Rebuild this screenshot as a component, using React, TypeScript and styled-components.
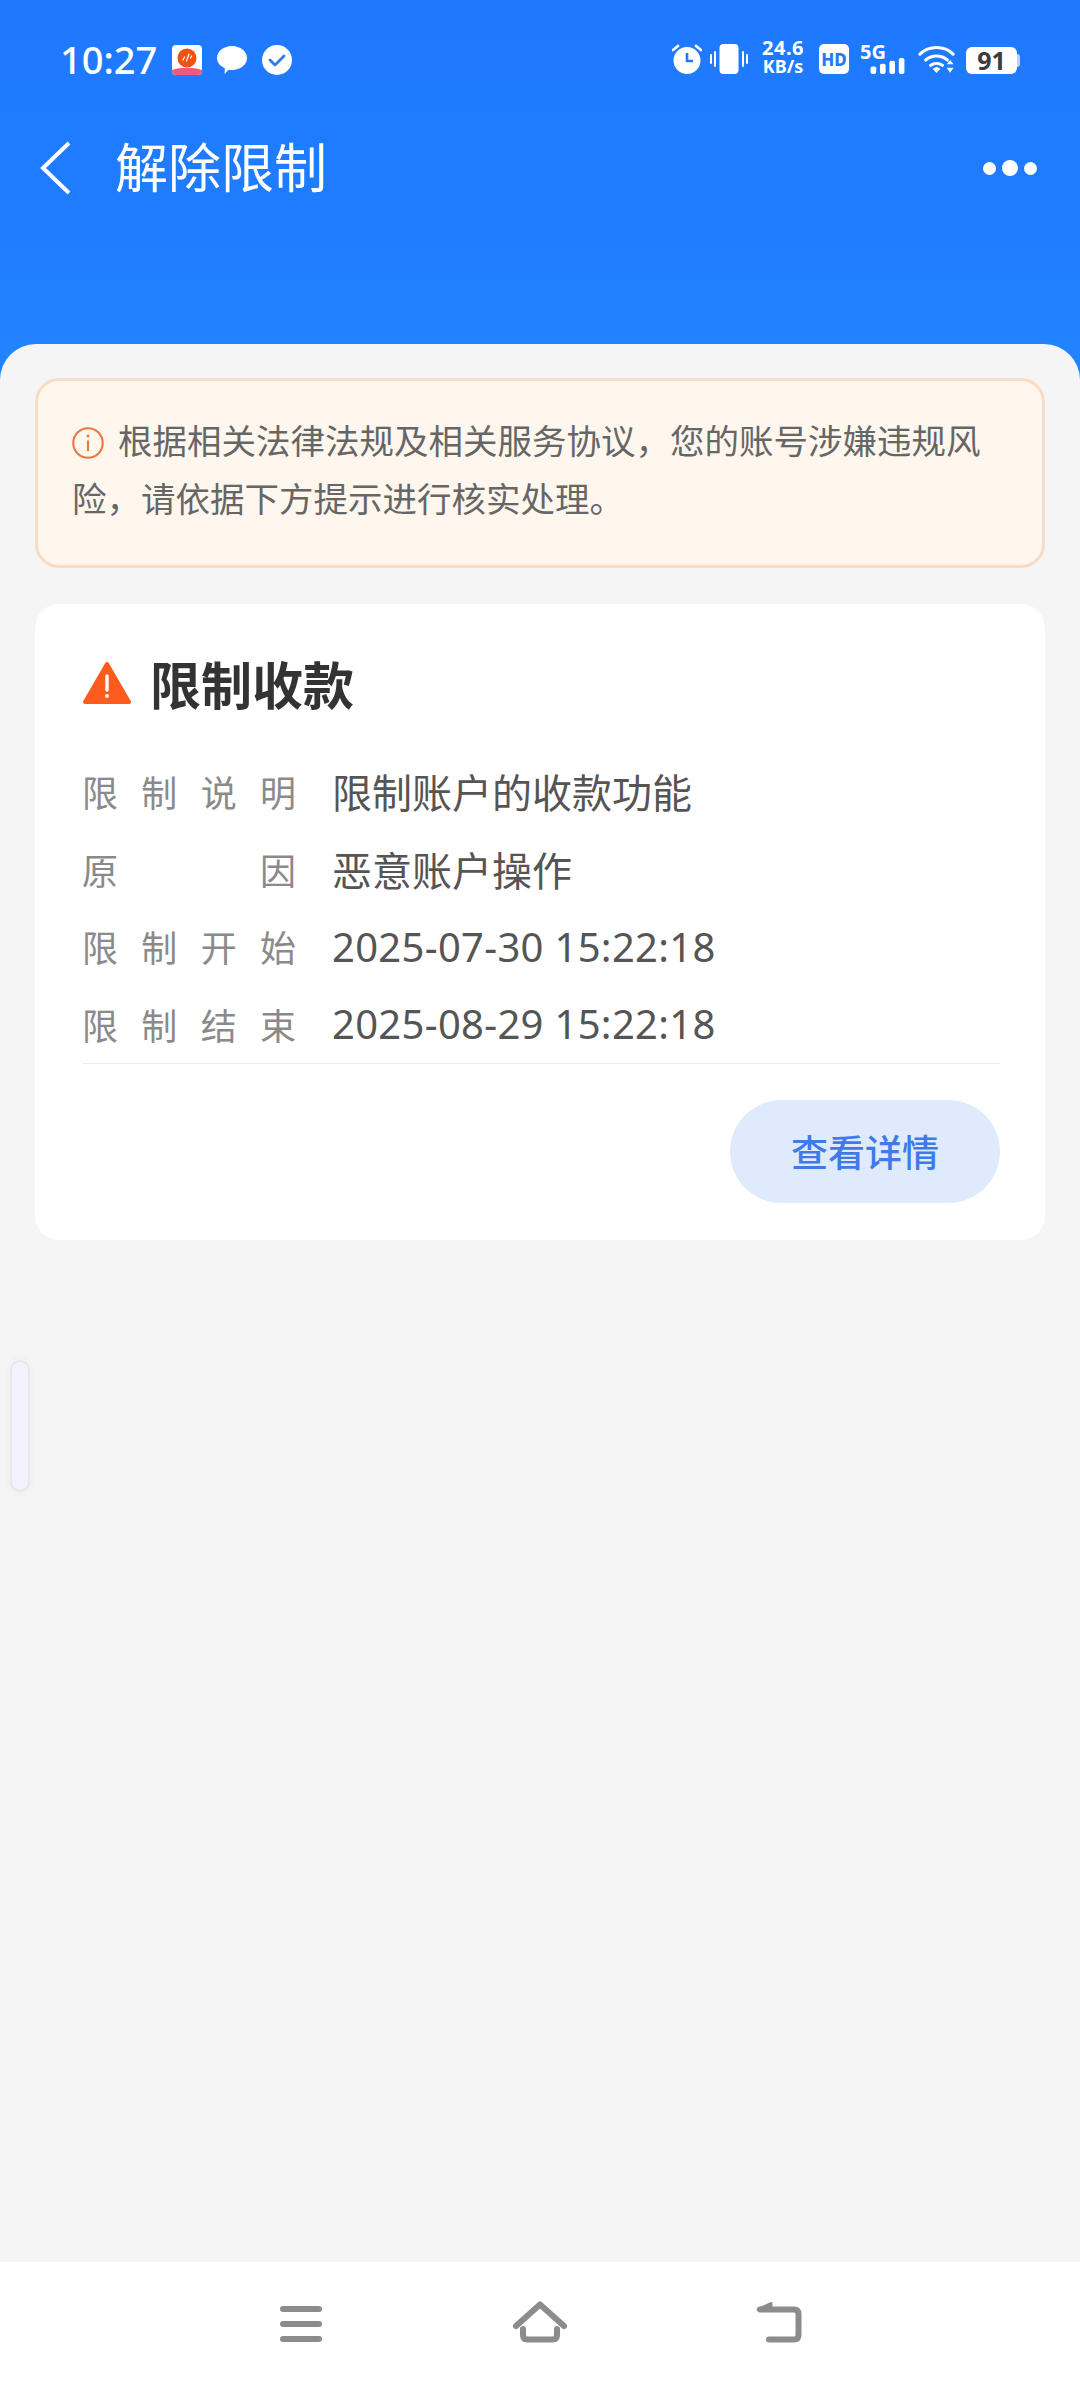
import React from "react";
import styled, { createGlobalStyle } from "styled-components";

const CJK = `"Noto Sans CJK SC", "Noto Sans", sans-serif`;
const DIGITS = `"Noto Sans", "Noto Sans CJK SC", sans-serif`;

const GlobalStyle = createGlobalStyle`
  html, body {
    margin: 0;
    padding: 0;
    background: #f5f5f5;
  }
  * {
    box-sizing: border-box;
  }
`;

const rows = [
  { label: ["限", "制", "说", "明"], value: "限制账户的收款功能", isDate: false },
  { label: ["原", "因"], value: "恶意账户操作", isDate: false },
  { label: ["限", "制", "开", "始"], value: "2025-07-30 15:22:18", isDate: true },
  { label: ["限", "制", "结", "束"], value: "2025-08-29 15:22:18", isDate: true },
];

const App: React.FC = () => {
  return (
    <Screen>
      <GlobalStyle />
      <Header>
        <StatusBar>
          <StatusLeft>
            <Time>10:27</Time>
            <AppBadge viewBox="0 0 30 30">
              <rect width="30" height="30" rx="4" fill="#fff" />
              <circle cx="15" cy="13" r="9.500" fill="#f0530f" />
              <path d="M11 15l1.500-3M14.500 16l2.500-7M18.500 13l1-2" stroke="#fff" strokeWidth="1.200" strokeLinecap="round" />
              <path d="M0 25c8-3 22-3 30 0v1a4 4 0 0 1-4 4H4a4 4 0 0 1-4-4z" fill="#ee5a7e" />
            </AppBadge>
            <StatusGlyph viewBox="0 0 30 30">
              <path d="M15 1c8.300 0 15 5.200 15 12s-6.700 12-15 12c-1.200 0-2.300-.1-3.400-.3L7.500 29l.4-5.800C3 21 0 17.300 0 13 0 6.200 6.700 1 15 1z" fill="#fff" />
            </StatusGlyph>
            <StatusGlyph viewBox="0 0 30 30">
              <circle cx="15" cy="15" r="15" fill="#fff" />
              <path d="M8 15l5 5 9-9" fill="none" stroke="#2f7bea" strokeWidth="2.800" strokeLinecap="round" strokeLinejoin="round" />
            </StatusGlyph>
          </StatusLeft>
          <StatusRight>
            <StatusGlyph viewBox="0 0 30 30">
              <circle cx="15" cy="16.500" r="13.500" fill="#fff" />
              <path d="M15 9v8h6" fill="none" stroke="#1f7bff" strokeWidth="2.600" />
              <path d="M1 6l5-4M29 6l-5-4" stroke="#fff" strokeWidth="2.800" strokeLinecap="round" />
            </StatusGlyph>
            <VibrateGlyph viewBox="0 0 38 30">
              <rect x="9.500" y="0" width="19" height="30" rx="4" fill="#fff" />
              <path d="M5 8v14M1 11v8M33 8v14M37 11v8" stroke="#fff" strokeWidth="2" strokeLinecap="round" />
            </VibrateGlyph>
            <Speed>
              <SpeedValue>24.6</SpeedValue>
              <SpeedUnit>KB/s</SpeedUnit>
            </Speed>
            <HdBadge>HD</HdBadge>
            <SignalBlock>
              <SignalLabel>5G</SignalLabel>
              <SignalBars viewBox="0 0 36 17">
                <rect x="0" y="9" width="6" height="8" rx="2" fill="#fff" />
                <rect x="10" y="6" width="6" height="11" rx="2" fill="#fff" />
                <rect x="20" y="3" width="6" height="14" rx="2" fill="#fff" />
                <rect x="30" y="0" width="6" height="17" rx="2" fill="#fff" />
              </SignalBars>
            </SignalBlock>
            <WifiGlyph viewBox="0 0 38 30">
              <path d="M2 10C11 1 27 1 36 10M8 16c6-5.500 16-5.500 22 0M13 21.500c3.500-2.500 8.500-2.500 12 0" fill="none" stroke="#fff" strokeWidth="3.200" strokeLinecap="round" />
              <path d="M15 25l4-2 4 2-4 4.500z" fill="#fff" />
              <path d="M33 16l3.500 4.500h-7zM33 29l-3.500-5h7z" fill="#fff" />
            </WifiGlyph>
            <Battery>
              <BatteryBody>91</BatteryBody>
              <BatteryTip />
            </Battery>
          </StatusRight>
        </StatusBar>
        <TitleBar>
          <BackIcon viewBox="0 0 32 54">
            <path d="M29 2L3 27l26 25" fill="none" stroke="#fff" strokeWidth="4" />
          </BackIcon>
          <PageTitle>解除限制</PageTitle>
          <MoreDots>
            <Dot $size={13} />
            <Dot $size={16} />
            <Dot $size={13} />
          </MoreDots>
        </TitleBar>
      </Header>

      <Panel>
        <Notice>
          <NoticeIcon viewBox="0 0 30 30">
            <circle cx="15" cy="15" r="13.800" fill="none" stroke="#e8793f" strokeWidth="2" />
            <path d="M15 12.500v10" stroke="#e8793f" strokeWidth="2" />
            <circle cx="15" cy="8.500" r="1.400" fill="#e8793f" />
          </NoticeIcon>
          根据相关法律法规及相关服务协议，您的账号涉嫌违规风险，请依据下方提示进行核实处理。
        </Notice>

        <Card>
          <CardTitle>
            <WarnIcon viewBox="0 0 48 44">
              <path d="M24 3L46 41H2z" fill="#fb5c1c" stroke="#fb5c1c" strokeWidth="4" strokeLinejoin="round" />
              <path d="M24 15v14" stroke="#fff" strokeWidth="3.400" strokeLinecap="round" />
              <circle cx="24" cy="35" r="2" fill="#fff" />
            </WarnIcon>
            限制收款
          </CardTitle>
          <InfoList>
            {rows.map((row) => (
              <InfoRow key={row.value}>
                <InfoLabel>
                  {row.label.map((ch) => (
                    <span key={ch}>{ch}</span>
                  ))}
                </InfoLabel>
                <InfoValue $isDate={row.isDate}>{row.value}</InfoValue>
              </InfoRow>
            ))}
          </InfoList>
          <Divider />
          <CardActions>
            <DetailButton>查看详情</DetailButton>
          </CardActions>
        </Card>

        <EdgeHandle />
      </Panel>

      <NavBar>
        <NavIcon viewBox="0 0 60 50">
          <path d="M13 8h36M13 23h36M13 38h36" stroke="#8c8c8c" strokeWidth="6" strokeLinecap="round" />
        </NavIcon>
        <NavIcon viewBox="0 0 60 50">
          <path d="M6 25L30 3.500 54 25" fill="none" stroke="#8c8c8c" strokeWidth="6" strokeLinecap="round" strokeLinejoin="round" />
          <path d="M13 28v6c0 3 1.500 4.500 4.500 4.500h25c3 0 4.500-1.500 4.500-4.500v-6" fill="none" stroke="#8c8c8c" strokeWidth="6" strokeLinecap="round" />
        </NavIcon>
        <NavIcon viewBox="0 0 60 50">
          <path d="M19 38.500h25c3 0 4.500-1.500 4.500-4.500V13c0-3-1.500-4.500-4.500-4.500H10" fill="none" stroke="#8c8c8c" strokeWidth="6" strokeLinecap="round" />
          <path d="M8 8.500L21 2.500v7z" fill="#8c8c8c" stroke="#8c8c8c" strokeWidth="3" strokeLinejoin="round" />
        </NavIcon>
      </NavBar>
    </Screen>
  );
};

const Screen = styled.div`
  width: 1080px;
  height: 2388px;
  display: flex;
  flex-direction: column;
  overflow: hidden;
  background: linear-gradient(180deg, #1e79ff 0%, #1f7cff 220px, #2183ff 344px, #2183ff 420px);
  font-family: ${CJK};
`;

const Header = styled.header`
  height: 344px;
  flex: none;
  display: flex;
  flex-direction: column;
`;

const StatusBar = styled.div`
  height: 116px;
  padding: 41px 60px 0 60px;
  display: flex;
  justify-content: space-between;
  align-items: flex-start;
`;

const StatusLeft = styled.div`
  display: flex;
  align-items: center;
  gap: 15px;
  margin-top: 4px;
`;

const Time = styled.span`
  font-family: ${DIGITS};
  font-size: 38px;
  font-weight: 500;
  line-height: 30px;
  color: #fff;
  width: 97px;
  margin-top: -3px;
`;

const AppBadge = styled.svg`
  width: 30px;
  height: 30px;
  display: block;
`;

const StatusGlyph = styled.svg`
  width: 30px;
  height: 30px;
  display: block;
`;

const StatusRight = styled.div`
  display: flex;
  align-items: flex-end;
  height: 33px;
  gap: 11px;
`;

const VibrateGlyph = styled.svg`
  width: 38px;
  height: 30px;
  display: block;
  margin-left: -3px;
`;

const Speed = styled.div`
  width: 46px;
  margin-left: 1px;
  display: flex;
  flex-direction: column;
  align-items: center;
  font-family: ${DIGITS};
  color: #fff;
  font-weight: 700;
  margin-bottom: -1px;
`;

const SpeedValue = styled.span`
  font-size: 20px;
  line-height: 18px;
  letter-spacing: 0.5px;
`;

const SpeedUnit = styled.span`
  font-size: 18px;
  line-height: 18px;
`;

const HdBadge = styled.div`
  width: 30px;
  height: 30px;
  border-radius: 5px;
  background: #fff;
  color: #1f7bff;
  font-family: ${DIGITS};
  font-size: 17px;
  font-weight: 800;
  display: flex;
  align-items: center;
  justify-content: center;
  margin-left: 2px;
`;

const SignalBlock = styled.div`
  width: 45px;
  height: 30px;
  position: relative;
  display: flex;
  justify-content: flex-end;
  align-items: flex-end;
`;

const SignalLabel = styled.span`
  position: absolute;
  left: 0;
  top: -1px;
  font-family: ${DIGITS};
  font-size: 20px;
  line-height: 18px;
  font-weight: 700;
  color: #fff;
`;

const SignalBars = styled.svg`
  width: 35px;
  height: 16px;
  display: block;
`;

const WifiGlyph = styled.svg`
  width: 37px;
  height: 30px;
  display: block;
  margin-left: 2px;
`;

const Battery = styled.div`
  display: flex;
  align-items: center;
  height: 27px;
`;

const BatteryBody = styled.div`
  width: 51px;
  height: 27px;
  border-radius: 6px;
  background: #fff;
  color: #3c3c3c;
  font-family: ${DIGITS};
  font-size: 25px;
  font-weight: 700;
  line-height: 27px;
  text-align: center;
`;

const BatteryTip = styled.div`
  width: 3px;
  height: 13px;
  border-radius: 0 3px 3px 0;
  background: #bcd6fb;
`;

const TitleBar = styled.div`
  height: 104px;
  padding: 0 43px 0 40px;
  display: flex;
  align-items: center;
  position: relative;
`;

const BackIcon = styled.svg`
  width: 32px;
  height: 54px;
  display: block;
  flex: none;
`;

const PageTitle = styled.h1`
  margin: 0 0 6px 43px;
  flex: 1;
  font-size: 53px;
  font-weight: 400;
  color: #fff;
  line-height: 60px;
`;

const MoreDots = styled.div`
  display: flex;
  align-items: center;
  gap: 6px;
`;

const Dot = styled.i<{ $size: number }>`
  display: block;
  width: ${({ $size }) => $size}px;
  height: ${({ $size }) => $size}px;
  border-radius: 50%;
  background: #fff;
`;

const Panel = styled.main`
  flex: 1;
  position: relative;
  background: #f5f5f5;
  border-radius: 36px 36px 0 0;
  padding: 34px 35px 0;
  display: flex;
  flex-direction: column;
  gap: 36px;
`;

const Notice = styled.div`
  height: 190px;
  padding: 29px 30px 0 34px;
  background: #fff7ee;
  border: 3px solid #f9dcc5;
  border-radius: 24px;
  font-size: 34.500px;
  line-height: 58px;
  color: #666;
`;

const NoticeIcon = styled.svg`
  width: 32px;
  height: 32px;
  display: inline-block;
  vertical-align: -5px;
  margin: 0 14px 0 0;
`;

const Card = styled.section`
  height: 636px;
  background: #fff;
  border-radius: 24px;
  padding: 51px 45px 0 47px;
  display: flex;
  flex-direction: column;
`;

const CardTitle = styled.h2`
  margin: 0;
  display: flex;
  align-items: center;
  gap: 19px;
  font-size: 51px;
  line-height: 56px;
  font-weight: 700;
  color: #333;
`;

const WarnIcon = styled.svg`
  width: 48px;
  height: 44px;
  display: block;
  flex: none;
  margin-left: 1px;
`;

const InfoList = styled.div`
  margin-top: 41px;
  display: flex;
  flex-direction: column;
`;

const InfoRow = styled.div`
  height: 77.700px;
  display: flex;
  align-items: center;
`;

const InfoLabel = styled.div`
  width: 214px;
  margin-right: 36px;
  display: flex;
  justify-content: space-between;
  font-size: 36px;
  color: #8a8a8a;
  letter-spacing: 0;
`;

const InfoValue = styled.div<{ $isDate: boolean }>`
  font-family: ${DIGITS};
  font-size: 40px;
  color: #555;
  letter-spacing: ${({ $isDate }) => ($isDate ? "0.3px" : "0")};
`;

const Divider = styled.hr`
  margin: 0;
  border: 0;
  height: 1px;
  background: #eeeeee;
`;

const CardActions = styled.div`
  margin-top: 36px;
  display: flex;
  justify-content: flex-end;
`;

const DetailButton = styled.button`
  width: 270px;
  height: 103px;
  border: 0;
  border-radius: 52px;
  background: #dfebfd;
  color: #3f7ae8;
  font-family: ${CJK};
  font-size: 37px;
  font-weight: 500;
  padding: 0;
`;

const EdgeHandle = styled.div`
  position: absolute;
  left: 10px;
  top: 1016px;
  width: 20px;
  height: 132px;
  border-radius: 10px;
  background: #f1f2fb;
  border: 2px solid #e6e6ea;
  box-shadow: 0 0 0 4px #f2f2f3;
`;

const NavBar = styled.nav`
  height: 126px;
  flex: none;
  background: #fff;
  padding: 39px 0 0 270px;
  display: flex;
  align-items: flex-start;
  gap: 180px;
`;

const NavIcon = styled.svg`
  width: 60px;
  height: 50px;
  display: block;
`;

export default App;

> THE PROBLEM: Tell how many lines contain the word "components", using only the number.

> SOLVED PROBLEM: 2